TODAY’S NATIONAL DAY, 12/26/22 – RED SOX SELL BABE RUTH DAY!

Babe_Ruth2It was the best of trades. It was the worst of trades. December 26, 1919. For the New York Yankees, it was the best thing that ever happened, the very first step in forging their brand name as the winningest team in professional sports. For the Red Sox? Not so much, making this a day of mourning in Boston,

NATIONAL RED SOX SELL BABE RUTH DAY!

In those days The Sox were owned by Manhattan swell and Broadway producer Harry Frazee, who needed money to stage his big new musical on Broadway, “No No, Nannette.”

Well, Harry had his priorities, so he sold the greatest baseball player who ever lived to the Yankees for $125,000 in cash and $300,000 in loans.

It wasn’t so much a trade as a fire sale. Ruth was still making the transition from being one of the great pitchers in the game to becoming the slugging outfielder who would define baseball for the next 15 years and change the game forever.

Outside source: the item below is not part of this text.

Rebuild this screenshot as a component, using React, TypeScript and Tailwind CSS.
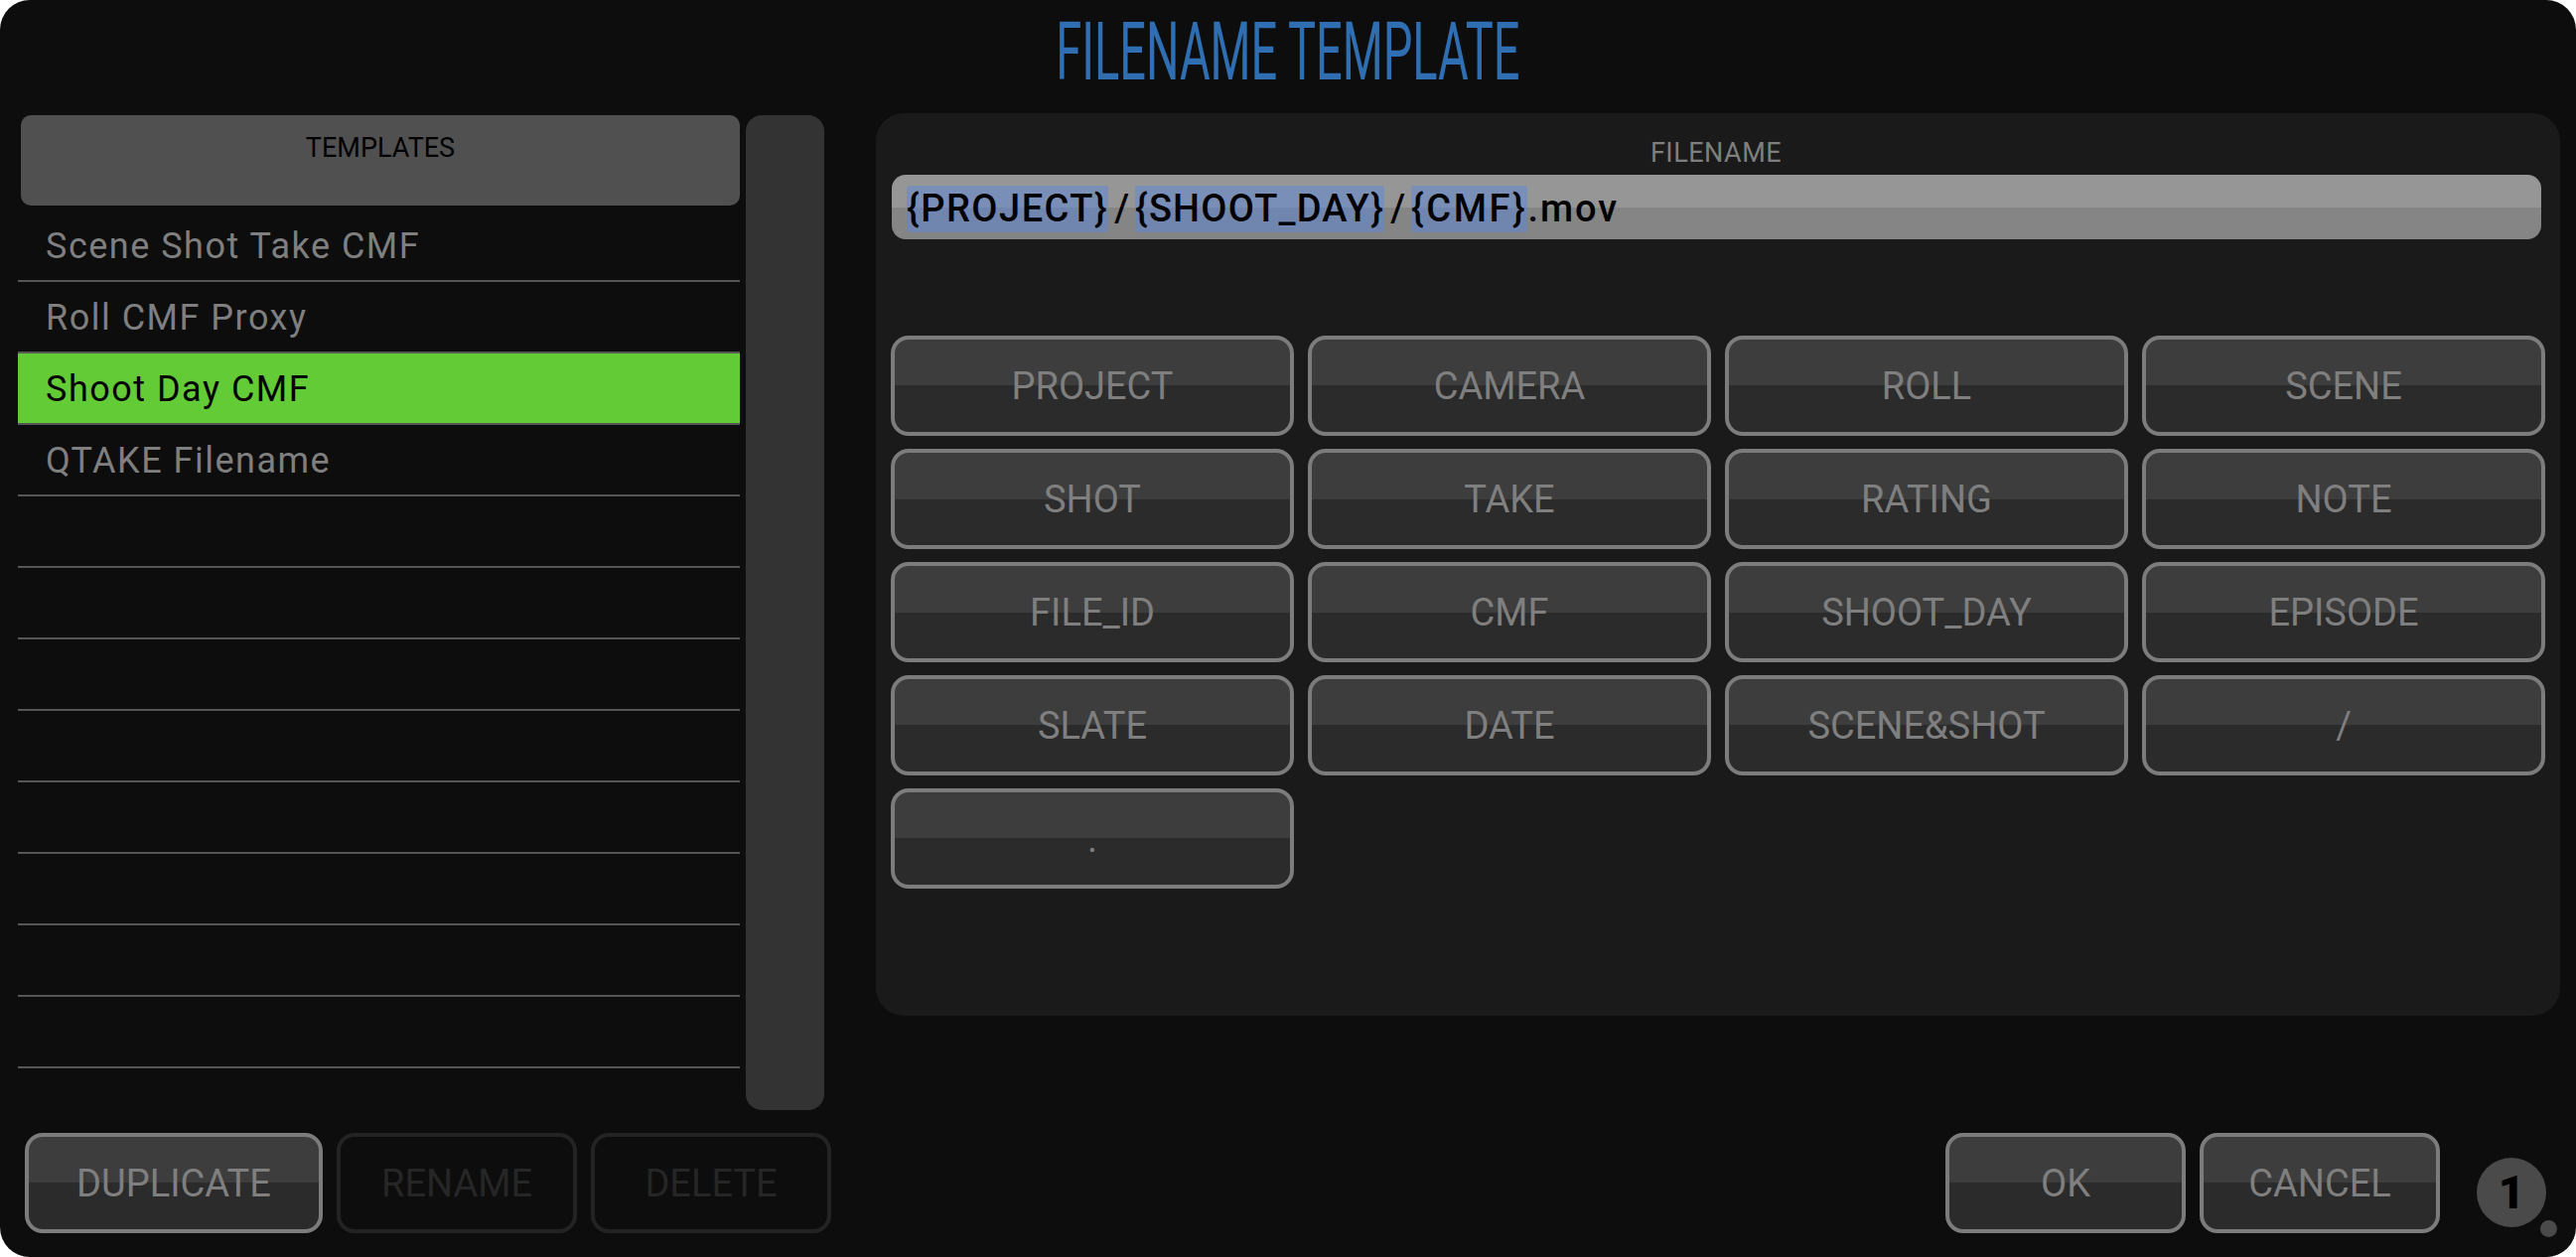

So monumentally talented, larger than life and gleefully sinful, the only fair comparison you can make to Ruth is to call him “the Babe Ruth of Babe Ruths.”

There’s never been another like him, a great pitcher becoming the greatest slugger ever, with personality to spare. The Babe became the first mass media athlete superstar, a household name and face bigger than his sport, one of the voices that made the Roaring Twenties roar. They didn’t call Yankee Stadium “The House That Ruth Built” for nothing.

Boston fans, however, may take solace in the fact that “No No, Nannette” was a smash hit on Broadway that kept Harry Frazee in champagne and showgirls for years. That ought to take the sting out of the 86 year-long championship drought following this trade called the “Curse of The Bambino.”

•Suggested activities: Calling your shot.